**Written problem:**
Wherever the word "page" shows up in a line, please copy that line.

-- START OF The records --

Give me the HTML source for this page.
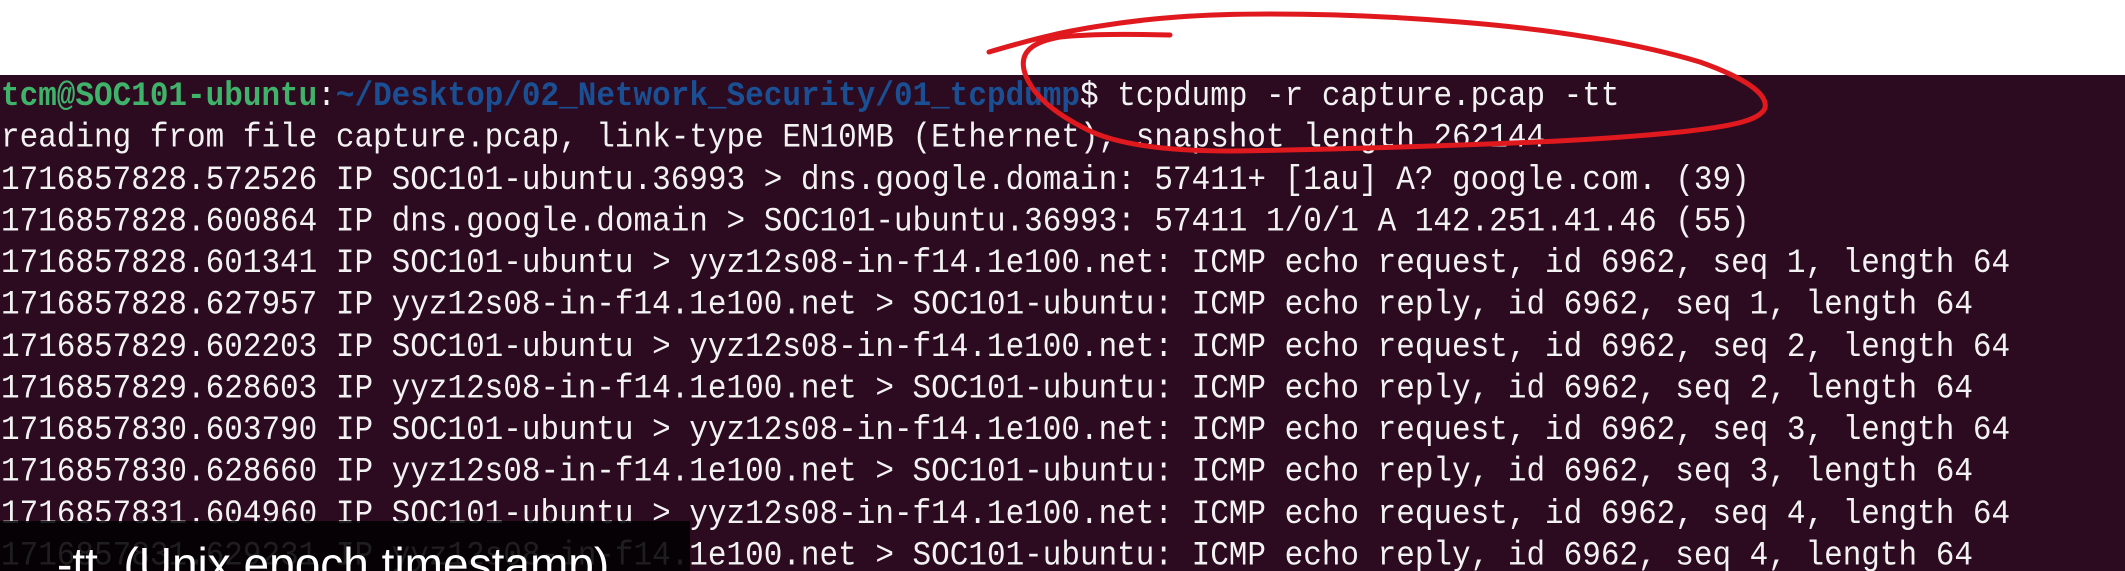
<!DOCTYPE html>
<html><head><meta charset="utf-8"><style>
html,body{margin:0;padding:0;width:2125px;height:571px;overflow:hidden;background:#fff;position:relative}
#term{position:absolute;left:0;top:75px;width:2125px;height:496px;background:#2c0a20}
#txt{position:absolute;left:1px;top:76px;font-family:"Liberation Mono",monospace;font-size:31px;line-height:37.25px;color:#f2f2f2;white-space:pre;transform:scaleY(1.12);transform-origin:0 0}
.g{color:#3fb36a;font-weight:bold}.b{color:#1a4f94;font-weight:bold}
#cap{position:absolute;left:0;top:521px;width:690px;height:50px;background:rgba(0,0,0,0.88);overflow:hidden}
#cap span{position:absolute;left:57px;top:16px;font-family:"Liberation Sans",sans-serif;font-size:46px;color:#fff;white-space:pre}
svg{position:absolute;left:0;top:0}
</style></head><body>
<div id="term"></div>
<div id="txt"><span class="g">tcm@SOC101-ubuntu</span>:<span class="b">~/Desktop/02_Network_Security/01_tcpdump</span>$ tcpdump -r capture.pcap -tt
reading from file capture.pcap, link-type EN10MB (Ethernet), snapshot length 262144
1716857828.572526 IP SOC101-ubuntu.36993 &gt; dns.google.domain: 57411+ [1au] A? google.com. (39)
1716857828.600864 IP dns.google.domain &gt; SOC101-ubuntu.36993: 57411 1/0/1 A 142.251.41.46 (55)
1716857828.601341 IP SOC101-ubuntu &gt; yyz12s08-in-f14.1e100.net: ICMP echo request, id 6962, seq 1, length 64
1716857828.627957 IP yyz12s08-in-f14.1e100.net &gt; SOC101-ubuntu: ICMP echo reply, id 6962, seq 1, length 64
1716857829.602203 IP SOC101-ubuntu &gt; yyz12s08-in-f14.1e100.net: ICMP echo request, id 6962, seq 2, length 64
1716857829.628603 IP yyz12s08-in-f14.1e100.net &gt; SOC101-ubuntu: ICMP echo reply, id 6962, seq 2, length 64
1716857830.603790 IP SOC101-ubuntu &gt; yyz12s08-in-f14.1e100.net: ICMP echo request, id 6962, seq 3, length 64
1716857830.628660 IP yyz12s08-in-f14.1e100.net &gt; SOC101-ubuntu: ICMP echo reply, id 6962, seq 3, length 64
1716857831.604960 IP SOC101-ubuntu &gt; yyz12s08-in-f14.1e100.net: ICMP echo request, id 6962, seq 4, length 64
1716857831.629231 IP yyz12s08-in-f14.1e100.net &gt; SOC101-ubuntu: ICMP echo reply, id 6962, seq 4, length 64</div>
<div id="cap"><span>-tt  (Unix epoch timestamp)</span></div>
<svg width="2125" height="571" viewBox="0 0 2125 571">
<path d="M989,52 C1030,40 1060,32 1100,26 C1150,18 1200,14 1270,14 C1340,14 1400,17 1460,22 C1560,30 1640,44 1700,62 C1745,78 1768,94 1765,108 C1760,120 1735,126 1680,132 C1600,140 1520,143 1460,145 C1380,148 1300,150 1230,151 C1170,151 1120,145 1090,131 C1055,114 1030,94 1024,70 C1020,52 1032,42 1060,37 C1090,34 1125,34 1170,35" fill="none" stroke="#e0191e" stroke-width="5" stroke-linecap="round"/>
</svg>
</body></html>
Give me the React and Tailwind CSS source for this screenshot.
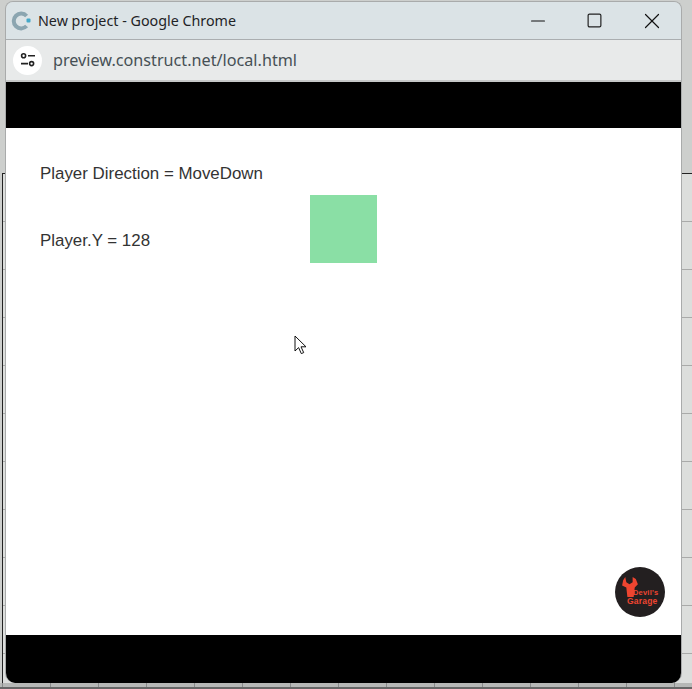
import React from 'react';
import { Minus, Square, X } from 'lucide-react';

const ChromeLogo = () => (
  <svg width="20" height="20" viewBox="0 0 20 20" fill="none">
    <path d="M15.6 5A7.4 7.4 0 1 0 15.6 15" stroke="#8ba5b0" strokeWidth="4" />
    <rect x="15.5" y="7.5" width="4" height="4" rx="1" fill="#45a8c8" />
  </svg>
);

const SiteIcon = () => (
  <svg width="16" height="16" viewBox="0 0 16 16" fill="none" stroke="#222" strokeWidth="1.6">
    <circle cx="3.6" cy="3.8" r="2" />
    <path d="M8 3.8h7M1 11.6h7" />
    <circle cx="11.6" cy="11.6" r="2" />
  </svg>
);

const Cursor = () => (
  <svg width="13" height="20" viewBox="0 0 13 20" fill="#fff" stroke="#111" strokeWidth="1">
    <path d="M1 1v15l3.6-3.4 2.7 6 2.4-1-2.7-5.8h5z" />
  </svg>
);

const Logo = () => (
  <div className="absolute left-[609px] top-[439px] w-[50px] h-[50px] rounded-full bg-[#231f20] overflow-hidden">
    <svg className="absolute left-[7px] top-[10px]" width="16" height="20" viewBox="0 0 15 19" fill="#ee4530">
      <path d="M3 0l1 5 3 2 3-2V0l3 2 2 5-3 3-1 9H5L4 10 0 8l1-5z" />
    </svg>
    <div className="absolute left-[12px] top-[22px] text-[7.5px] leading-[8px] font-bold tracking-[0.2px] text-[#ee4530] whitespace-nowrap">
      <div className="pl-[6px]">Devil's</div>
      <div className="text-[8.5px]">Garage</div>
    </div>
  </div>
);

export default function App() {
  return (
    <div className="relative w-[692px] h-[689px] overflow-hidden bg-[#cdcfcd] font-['Liberation_Sans',Arial,sans-serif]">
      {/* editor grid behind the window */}
      <div className="absolute left-[2px] right-0 top-[173px] bottom-0 border-l border-t border-[#222] bg-[#dcdedc] bg-[linear-gradient(#a9aaa9_1px,transparent_1px),linear-gradient(90deg,#9a9c9c_1px,transparent_1px)] bg-[size:48px_48px] bg-[position:0_47px,47px_0]" />
      <div className="absolute left-0 right-0 bottom-0 h-[6px] bg-[#b6b8b6] border-b-2 border-[#666] bg-[linear-gradient(90deg,#8a8c8c_1px,transparent_1px)] bg-[size:48px_100%] bg-[position:2px_0]" />

      <div className="relative ml-[5px] mt-px w-[677px] h-[682px] rounded-t-[8px] rounded-b-[10px] overflow-hidden flex flex-col border-x border-[#a9abab] border-t">
        <div className="h-[38px] bg-[#dbe3e6] border-b border-[#aaaeb0] flex items-center pl-[5px] shrink-0">
          <ChromeLogo />
          <span className="ml-[7px] text-[14.3px] text-[#1f2326] font-['Noto_Sans',sans-serif]">New project - Google Chrome</span>
          <div className="ml-auto flex items-center">
            <div className="w-[57px] flex justify-center pr-[2px]">
              <Minus size={22} strokeWidth={1.2} absoluteStrokeWidth color="#111" />
            </div>
            <div className="w-[57px] flex justify-center pr-[2px]">
              <Square size={17} strokeWidth={1.2} absoluteStrokeWidth color="#222" />
            </div>
            <div className="w-[57px] flex justify-center pr-[2px]">
              <X size={26} strokeWidth={1.2} absoluteStrokeWidth color="#111" />
            </div>
          </div>
        </div>
        <div className="h-[42px] bg-[#e8eaea] border-b-2 border-[#c6c8c8] flex items-center pl-[7px] shrink-0">
          <div className="w-[29px] h-[29px] rounded-full bg-white flex items-center justify-center">
            <SiteIcon />
          </div>
          <span className="ml-[11px] text-[16.2px] text-[#465055] font-['Noto_Sans',sans-serif]">preview.construct.net/local.html</span>
        </div>
        <div className="h-[46px] bg-black shrink-0" />
        <div className="relative flex-1 bg-white">
          <div className="pl-[34px] pt-[35px] flex flex-col gap-[46px] text-[16.9px] leading-[21px] text-[#333]">
            <span>Player Direction = MoveDown</span>
            <span>Player.Y = 128</span>
          </div>
          <div className="absolute left-[304px] top-[67px] w-[67px] h-[68px] bg-[#8adfa5]" />
          <div className="absolute left-[288px] top-[207px]">
            <Cursor />
          </div>
          <Logo />
        </div>
        <div className="h-[48px] bg-black shrink-0" />
      </div>
    </div>
  );
}
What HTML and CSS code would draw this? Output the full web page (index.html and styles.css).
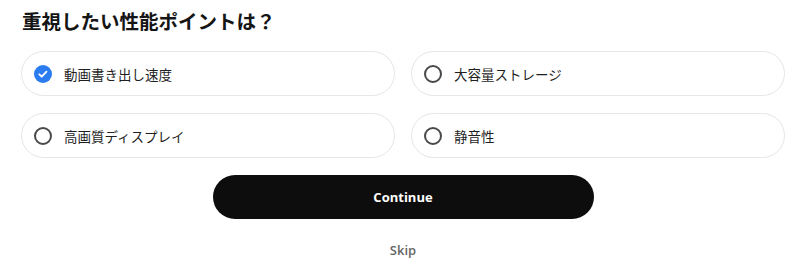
FILE: index.html
```html
<!DOCTYPE html>
<html lang="ja">
<head>
<meta charset="UTF-8">
<meta name="viewport" content="width=device-width, initial-scale=1.0">
<title>重視したい性能ポイント</title>
<link rel="stylesheet" href="styles.css">
</head>
<body>
<div class="pregunta">
    <h2 class="titulo">重視したい性能ポイントは？</h2>

    <div class="opciones">
        <label class="opcion activa">
            <span class="marca">
                <svg width="18" height="18" viewBox="0 0 18 18"><circle cx="9" cy="9" r="9" fill="#2b7cf0"/><path d="M5.3 9.3l2.4 2.4 4.8-5" fill="none" stroke="#fff" stroke-width="1.8" stroke-linecap="round" stroke-linejoin="round"/></svg>
            </span>
            動画書き出し速度
        </label>
        <label class="opcion">
            <span class="marca vacia"></span>
            大容量ストレージ
        </label>
        <label class="opcion">
            <span class="marca vacia"></span>
            高画質ディスプレイ
        </label>
        <label class="opcion">
            <span class="marca vacia"></span>
            静音性
        </label>
    </div>

    <div class="acciones">
        <button class="continuar">Continue</button>
        <a href="#" class="saltar">Skip</a>
    </div>
</div>
</body>
</html>
```

FILE: styles.css
```css
body {
    margin: 0;
    padding: 0;
    background: #fff;
    font-family: "Open Sans", "Noto Sans CJK JP", sans-serif;
}

.pregunta {
    padding: 7px 15px 0 21px;
}

.titulo {
    margin: 0 0 16px 1px;
    font-size: 19.5px;
    font-weight: 700;
    line-height: 28px;
    color: #151515;
    font-family: "Noto Sans CJK JP", sans-serif;
}

/* rejilla de opciones */
.opciones {
    display: grid;
    grid-template-columns: 1fr 1fr;
    column-gap: 16px;
    row-gap: 17px;
}

.opcion {
    display: flex;
    align-items: center;
    gap: 12px;
    height: 45px;
    box-sizing: border-box;
    padding: 0 0 0 12px;
    border: 1px solid #e6e6e6;
    border-radius: 23px;
    font-family: "Noto Sans CJK JP", sans-serif;
    font-size: 13.5px;
    color: #1f1f1f;
    cursor: pointer;
}

.marca {
    display: flex;
    width: 18px;
    height: 18px;
}

.marca.vacia {
    box-sizing: border-box;
    border: 2px solid #4a4a4a;
    border-radius: 50%;
}

/* botones */
.acciones {
    display: flex;
    flex-direction: column;
    align-items: center;
    margin-top: 17px;
}

.continuar {
    width: 381px;
    height: 44px;
    border: none;
    border-radius: 22px;
    background: #0d0d0d;
    color: #fff;
    font-family: "Open Sans", sans-serif;
    font-size: 13px;
    font-weight: 700;
    cursor: pointer;
}

.saltar {
    margin-top: 22px;
    font-size: 13px;
    font-weight: 600;
    color: #666;
    text-decoration: none;
}
```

-- END OF The records --

**Finished answer:**
Give me the HTML source for this page.
What HTML and CSS code would draw this? Output the full web page (index.html and styles.css).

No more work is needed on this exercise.